Есть одно произведение Микеланджело, к которому не подходят все упомянутые определения, произведение, в котором не чувствуется ни дуализма противоположных направлений жизни, разрешенного в художественном оформлении, ни более безнадежного дуализма между воззрительно законченным образом и исканием и стремлением к бесконечному. В Р1ей Ронданини совсем исчезла на-сильственность противоположных движений — борьба; уже не осталось больше врага, от которого душа стремилась бы себя оградить. Плоть прекратила борьбу ценой уничтожения самой себя; образы стали как будто бестелесными. Тем самым Микеланджело отверг жизненный принцип своего искусства. Но если принцип этот привел его к той страшной неизбавленности, к тому напряжению между трансцендентной страстностью и ее телесной и по необходимости адекватной формой выражения, то здесь отрицание принципа Возрождения не сгладило этого противоборства. Избавление остается чисто отрицательным, завершенным в спокойствии Нирваны. Борьба прекращена, но без победы и без примиренности. Душа, освобожденная от телесной тяжести, не устремилась в победном полете в трансцендентное, но осталась сокрушенной на пороге его. Это самое предательское и самое трагическое произведение Микеланджело; в нем запечатлена невозможность избавления путем художественного, т. е. центрированного на чувственном воззрении, творчества. Позднейшие стихотворения свидетельствуют о последнем роковом потрясении его жизни: он вложил всю свою силу, весь долгий труд своего бытия в творчество, которое не заполнило и не могло заполнить его последних запросов и глубочайших потребностей, ибо протекало не в той плоскости, где пребывали образы его предельной тоски.

Ложь мира похищала у меня время, Данное созерцать Бога… Не краски и не резец дают мир душе, Она ищет любви Божией, которая на кресте Простирает свои руки, чтобы обнять нас… То, что предназначено смерти, Не может утолить тоски живущего.

Нет сомнения, что самым глубоким, самым потрясающим переживанием Микеланджело было то, что под конец своей жизни он перестал относиться к своим произведениям как к воплощениям вечных ценностей; он увидел, что путь его прошел в направлении, которое никогда не могло привести его к тому, что единственно нужно.

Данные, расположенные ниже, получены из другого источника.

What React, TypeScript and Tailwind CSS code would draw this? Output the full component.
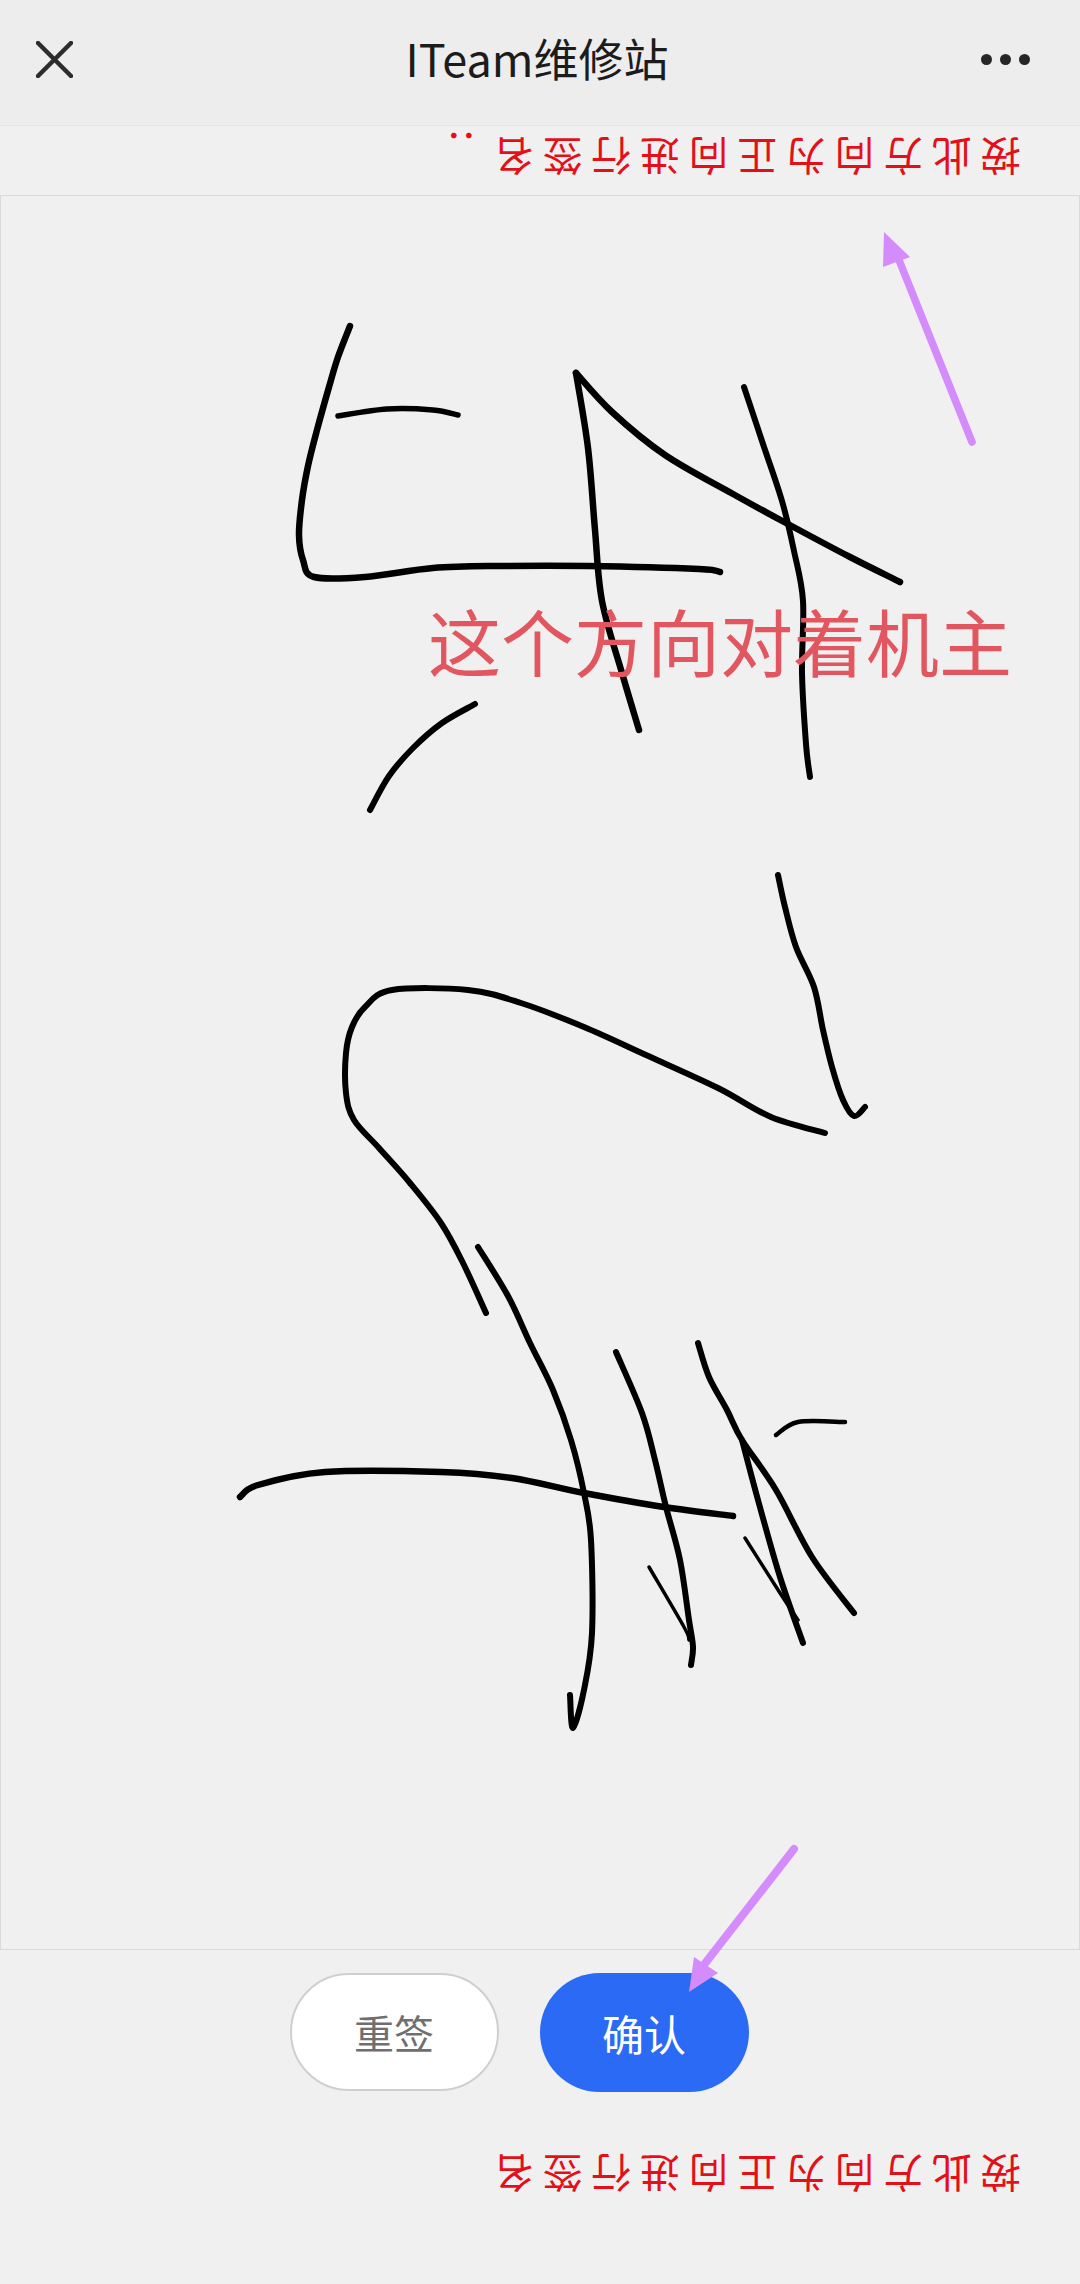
const CJK = "font-['Noto_Sans_CJK_SC','Noto_Sans',sans-serif]";

type P = [number, number];

// Catmull-Rom through the sampled pen points, so strokes stay smooth.
function smooth(pts: P[]): string {
  let d = `M${pts[0][0]} ${pts[0][1]}`;
  for (let i = 0; i < pts.length - 1; i++) {
    const p0 = pts[i - 1] ?? pts[i];
    const p1 = pts[i];
    const p2 = pts[i + 1];
    const p3 = pts[i + 2] ?? p2;
    const c1x = p1[0] + (p2[0] - p0[0]) / 6;
    const c1y = p1[1] + (p2[1] - p0[1]) / 6;
    const c2x = p2[0] - (p3[0] - p1[0]) / 6;
    const c2y = p2[1] - (p3[1] - p1[1]) / 6;
    d += ` C${c1x.toFixed(1)} ${c1y.toFixed(1)} ${c2x.toFixed(1)} ${c2y.toFixed(1)} ${p2[0]} ${p2[1]}`;
  }
  return d;
}

const strokes: { w: number; pts: P[] }[] = [
  { w: 6.5, pts: [[350, 326], [338, 357], [329, 387], [317, 430], [308, 466], [302, 500], [299, 535], [303, 560], [314, 577], [365, 577], [433, 568], [500, 566], [588, 566], [699, 569], [720, 572]] },
  { w: 5.5, pts: [[338, 416], [387, 409], [433, 410], [458, 415]] },
  { w: 6.5, pts: [[576, 373], [588, 448], [595, 530], [602, 601], [622, 673], [639, 730]] },
  { w: 6.5, pts: [[576, 373], [612, 412], [665, 455], [733, 494], [786, 523], [850, 557], [900, 582]] },
  { w: 6, pts: [[744, 387], [762, 441], [782, 501], [794, 551], [803, 601], [802, 673], [806, 744], [810, 777]] },
  { w: 6, pts: [[475, 704], [442, 723], [413, 748], [389, 776], [370, 810]] },
  { w: 6, pts: [[778, 875], [785, 907], [796, 947], [814, 987], [823, 1030], [832, 1067], [843, 1100], [854, 1116], [865, 1107]] },
  { w: 6, pts: [[825, 1133], [771, 1117], [718, 1088], [646, 1055], [584, 1027], [521, 1003], [468, 990], [392, 990], [365, 1007], [352, 1027], [346, 1053], [346, 1093], [354, 1120], [379, 1148], [410, 1183], [441, 1223], [463, 1263], [486, 1313]] },
  { w: 6, pts: [[478, 1247], [508, 1296], [530, 1343], [553, 1390], [571, 1440], [584, 1493], [591, 1540], [592, 1633], [584, 1690], [573, 1728], [570, 1695]] },
  { w: 6.5, pts: [[240, 1497], [258, 1485], [325, 1472], [441, 1472], [512, 1478], [584, 1493], [664, 1507], [733, 1516]] },
  { w: 6, pts: [[616, 1352], [642, 1413], [655, 1460], [666, 1507], [680, 1560], [689, 1620], [693, 1647], [691, 1665]] },
  { w: 3.5, pts: [[649, 1567], [684, 1627], [689, 1640]] },
  { w: 6, pts: [[698, 1343], [709, 1377], [727, 1410], [742, 1440], [776, 1490], [812, 1557], [854, 1613]] },
  { w: 6, pts: [[742, 1440], [758, 1500], [780, 1577], [803, 1643]] },
  { w: 3.5, pts: [[745, 1538], [780, 1593], [798, 1620]] },
  { w: 4.5, pts: [[776, 1435], [798, 1422], [845, 1422]] },
];

function RedNote({ text }: { text: string }) {
  return (
    <p className={`${CJK} rotate-180 whitespace-nowrap text-[40px] leading-[48px] tracking-[8.7px] text-[#e3101a]`}>
      {text}
    </p>
  );
}

export default function App() {
  return (
    <div className="relative flex h-[2284px] w-[1080px] flex-col overflow-hidden bg-[#f0f0f0]">
      <header className="flex h-[126px] shrink-0 items-start justify-between border-b border-[#e6e6e6] bg-[#ededed] pl-[36px] pr-[50px] pt-[41px]">
        <svg width="37" height="37" viewBox="0 0 37 37" fill="none" stroke="#2c2c2c" strokeWidth="4.5" strokeLinecap="round">
          <path d="M2 2 L35 35 M35 2 L2 35" />
        </svg>
        <h1 className={`${CJK} -mt-[11px] ml-[20px] text-[45px] leading-[56px] text-[#1c1c1c]`}>ITeam维修站</h1>
        <div className="flex gap-[8px] pt-[13px]">
          <span className="h-[11px] w-[11px] rounded-full bg-[#262626]" />
          <span className="h-[11px] w-[11px] rounded-full bg-[#262626]" />
          <span className="h-[11px] w-[11px] rounded-full bg-[#262626]" />
        </div>
      </header>

      <div className="flex h-[69px] shrink-0 items-center justify-end pb-[6px] pr-[59px]">
        <span className={`${CJK} mr-[5px] mt-[2px] h-[30px] w-[30px] rotate-90 self-start text-center text-[30px] font-bold leading-[30px] text-[#e3101a]`}>：</span>
        <RedNote text="按此方向为正向进行签名" />
      </div>

      <main className="h-[1755px] shrink-0 border border-[#dadada]">
        <svg className="block h-full w-full" viewBox="1 196 1078 1753" fill="none" stroke="#000" strokeLinecap="round" strokeLinejoin="round">
          {strokes.map((s, i) => (
            <path key={i} d={smooth(s.pts)} strokeWidth={s.w} />
          ))}
        </svg>
      </main>

      <div className="mt-[23px] flex shrink-0 justify-center gap-[41px] pr-[42px]">
        <button className={`${CJK} h-[118px] w-[209px] rounded-[59px] border-2 border-[#cfcfcf] bg-white text-[40px] text-[#6f6f6f]`}>
          重签
        </button>
        <button className={`${CJK} h-[119px] w-[209px] rounded-[60px] bg-[#2b6af5] text-[42px] text-white`}>
          确认
        </button>
      </div>

      <div className="mt-[59px] flex justify-end pr-[59px]">
        <RedNote text="按此方向为正向进行签名" />
      </div>

      <p className={`${CJK} absolute left-[428px] top-[594px] whitespace-nowrap text-[73px] leading-[90px] text-[#e2575f]`}>
        这个方向对着机主
      </p>

      <svg className="pointer-events-none absolute inset-0" width="1080" height="2284" viewBox="0 0 1080 2284" fill="none">
        <path d="M972 442 L897 255" stroke="#d48bfb" strokeWidth="7.5" strokeLinecap="round" />
        <path d="M884 232 L910 257 L883 267 Z" fill="#d48bfb" />
        <path d="M794 1849 L703 1966" stroke="#d48bfb" strokeWidth="8" strokeLinecap="round" />
        <path d="M689 1992 L694 1957 L718 1973 Z" fill="#d48bfb" />
      </svg>
    </div>
  );
}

Признания его стихотворений показывают с самого начала, что в искусстве, которое он творит, в красоте, которой он молится, для него скрыто то сверхчувственное, что дарует обоим и ценность, и смысл. Он говорит о блаженной красоте в искусстве явленного человека; если же злость времени разрушит ее, то вновь восстанет

Вневременная первичная красота И возведет земное наслаждение К вершинам вечного царства.

И, очевидно, величайший кризис его жизни заключается в том, что он раньше думал найти в искусстве и красоте всецелое воплощение абсолютной ценности, идеи, лежащей выше всякого воззрения, к старости же понял, что все последнее лежит в царстве, к которому искусство не властно вознести. Тут становится важным, что то явление, в котором абсолютное, совершенное и бесконечное раскрывает себя, одновременно скрывает от нас это же абсолютное; так, обещая вести к нему, оно, в сущности, уводит от него. Знание это стало кризисом и самым потрясающим метафизическим страданием, так как сердце и художественно чувственная страстность не могли ослабеть в своей привязанности к явлению и его привлекательности. Он говорит себе слова утешения, которым в глубине души сам не верит…

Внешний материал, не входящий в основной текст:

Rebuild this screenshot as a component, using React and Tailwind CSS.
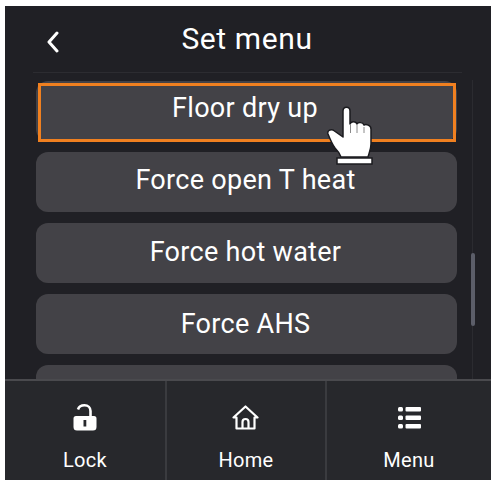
import React from "react";

const items = [
  { label: "Force open T heat", cls: "pb-[4px]" },
  { label: "Force hot water", cls: "pb-[2px]" },
  { label: "Force AHS", cls: "" },
];

// pointer hand over the first row
const HandCursor = () => (
  <svg width="46" height="60" viewBox="0 0 46 60" className="absolute left-[322px] top-[32px]">
    <path
      d="M16 6c0-5 7-5 7 0v13c1-3 6-3 7 0 1-2 6-2 7 1 2-1 7 0 7 4v15c0 5-2 9-3 13H14c-1-3-3-6-6-9-3-4-5-9-7-14-1-3 2-5 5-4l10 7z"
      fill="#fff"
      stroke="#1b1b1f"
      strokeWidth="1.5"
      strokeLinejoin="round"
    />
    <path d="M23.500 19v9M30 20v8M37 22v6" stroke="#8a8a8a" strokeWidth="1" />
    <rect x="10" y="53" width="35" height="6" fill="#fff" stroke="#1b1b1f" strokeWidth="1.5" />
  </svg>
);

const LockIcon = () => (
  <svg width="24" height="27" viewBox="0 0 24 27" fill="none">
    <path d="M5 5.500C6 2.500 8.500 1.300 11.500 1.300c3.500 0 6 2.500 6 5.700v6" stroke="#fff" strokeWidth="2.600" />
    <path
      fillRule="evenodd"
      clipRule="evenodd"
      d="M3 12h18a2.500 2.500 0 0 1 2.500 2.500V23a3.500 3.500 0 0 1-3.500 3.500H4A3.500 3.500 0 0 1 .500 23v-8.500A2.500 2.500 0 0 1 3 12zM10.500 16v6.500h2.800V16z"
      fill="#fff"
    />
  </svg>
);

const HomeIcon = () => (
  <svg width="27" height="25" viewBox="0 0 27 25" fill="none" stroke="#fff" strokeWidth="2.200" strokeLinejoin="round">
    <path d="M1.500 12.500 13.500 1.500l12 11H22.500v11H4.500v-11z" />
    <path d="M10.500 23.500V17a3 3 0 0 1 6 0v6.500" />
  </svg>
);

const MenuIcon = () => (
  <svg width="23" height="22" viewBox="0 0 23 22" fill="#fff">
    <rect x="0" y="0" width="5" height="4.500" rx="1.500" />
    <rect x="0" y="8.500" width="5" height="4.500" rx="1.500" />
    <rect x="0" y="17" width="5" height="4.500" rx="1.500" />
    <rect x="7.500" y="0" width="15.500" height="4.500" rx="1" />
    <rect x="7.500" y="8.500" width="15.500" height="4.500" rx="1" />
    <rect x="7.500" y="17" width="15.500" height="4.500" rx="1" />
  </svg>
);

const tabs = [
  { label: "Lock", icon: <LockIcon />, cls: "w-[160px]", iconCls: "" },
  { label: "Home", icon: <HomeIcon />, cls: "w-[160px] border-l-2 border-[#3a3b3f]", iconCls: "-ml-[2px]" },
  { label: "Menu", icon: <MenuIcon />, cls: "flex-1 border-l-2 border-[#3a3b3f]", iconCls: "pt-[2px]" },
];

const App = () => {
  return (
    <div className="w-[496px] h-[488px] bg-white pt-[6px] pl-[5px] font-['Roboto',sans-serif] text-white overflow-hidden">
      <div className="w-[486px] h-[474px] bg-[#202025] flex flex-col">
        {/* Header */}
        <div className="relative h-[67px] shrink-0 flex items-center justify-center">
          <svg width="14" height="22" viewBox="0 0 14 22" fill="none" className="absolute left-[41px] top-[25px]">
            <path d="M11 2 3 11l8 9" stroke="#fff" strokeWidth="3" strokeLinecap="round" strokeLinejoin="round" />
          </svg>
          <h1 className="text-[30px] font-normal leading-none pb-[1px] -ml-[2px] tracking-[0.6px]">Set menu</h1>
          <div className="absolute left-[28px] right-[29px] bottom-0 h-[1px] bg-[#2c2c31]" />
        </div>

        {/* Scrolling list */}
        <div className="relative flex-1 overflow-hidden pt-[8px] pl-[31px] pr-[34px] flex flex-col gap-[11px]">
          <div className="relative h-[60px] shrink-0 rounded-[12px] bg-[#434247] flex items-center justify-center text-[27px] leading-none pb-[6px] pr-[3px] tracking-[0.3px]">
            Floor dry up
            <div className="absolute left-[2px] right-[1px] top-[2px] -bottom-[1px] border-[3px] border-[#f08020]" />
          </div>
          {items.map((item) => (
            <div
              key={item.label}
              className={`h-[60px] shrink-0 rounded-[12px] bg-[#434247] flex items-center justify-center text-[27px] leading-none pr-[2px] tracking-[0.3px] ${item.cls}`}
            >
              {item.label}
            </div>
          ))}
          <div className="h-[60px] shrink-0 rounded-[12px] bg-[#434247]" />
          <div className="absolute left-[467px] top-[7px] bottom-0 w-[1px] bg-[#2b2b30]" />
          <div className="absolute left-[466px] top-[180px] w-[4px] h-[73px] rounded-[2px] bg-[#5c5e69]" />
          <HandCursor />
        </div>

        {/* Bottom tabs */}
        <div className="h-[101px] shrink-0 border-t-2 border-[#4a4a4e] bg-[#27282c] flex">
          {tabs.map((tab) => (
            <div key={tab.label} className={`${tab.cls} flex flex-col items-center`}>
              <div className={`h-[28px] mt-[22px] flex items-center justify-center ${tab.iconCls}`}>{tab.icon}</div>
              <span className="mt-[17px] text-[20px] leading-[24px] tracking-[0.3px]">{tab.label}</span>
            </div>
          ))}
        </div>
      </div>
    </div>
  );
};

export default App;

Понятно, что искусство и любовь были владыками этой души, ведь в любви не менее, чем в искусстве, надеемся мы наряду с земным обладать большим, чем только земное.

Земной душе далеко и чуждо то, Что я читаю и люблю в твоей красоте. Ты должен умереть, чтоб то тебе стало доступно.

То было роковой формулой его души — требовать от полноты конечного всей полноты бесконечного: искусство и любовь — через них судьба сулит человечеству выполнение этого искания и для них были рождены гений и страстность Микеланджело. Уже изведав, что оба эти средства непригодны для выполнения последних требований, он душой все же остался в плену у них. В этом соотношении конечного и бесконечного завершается то чувство, которое, по-видимому, сопровождает весь путь его жизни: эта жизнь есть фрагмент, части ее не сходятся друг с другом в стройное единство. Может, это объясняет и беспредельность впечатления, которое произвела на Микеланджело Виттория Колонна. Здесь впервые перед ним встал человек, формально совершенный в себе, первый, оказавшийся не фрагментом, не диссонансом. Очевидно — это наиболее резкий случай того типического просветления, которое высоко одухотворенные женщины оказывают на сильные натуры выдающихся мужчин. Преклонение перед ней связано не с тем или другим ее совершенством, но с единством и целостностью ее существа, перед которым мужчина ощущает свою жизнь, как простой осколок, как комплекс неоформленных еще элементов, пусть даже каждый из них превосходит по своей силе и своей значительности ее всеединое целое. Микеланджело был уже стариком, когда впервые увидал ее; он уже знал, что не сможет своими силами привести к совершенству и законченности незавершенность своего существа, обоюдное погашение и надломы всех его сторон. Отсюда — безмерное потрясение при встрече с женщиной, не допустившей в свое бытие никакой фрагментарности, отсюда — также и столь понятное для исполненного целостного идеала Возрождения человека убеждение в превосходстве ее жизненной формы над своей, убеждение, ни разу не допустившее даже и мысли о возможности противопоставить ее единству как своеобразную ценность всю несобранность своего творчества. Отсюда — его смиренное преклонение перед ней. Так отдельный акт творчества как такового, как бы мощен он ни был, по самому понятию своему не мог вознестись в ту сферу, в которой пребывало ее совершенство. Так являет себя его любовь — не как отдельное и с другими переживаниями соотнесенное переживание, но как следствие и выполнение некоторой всеобщей судьбы.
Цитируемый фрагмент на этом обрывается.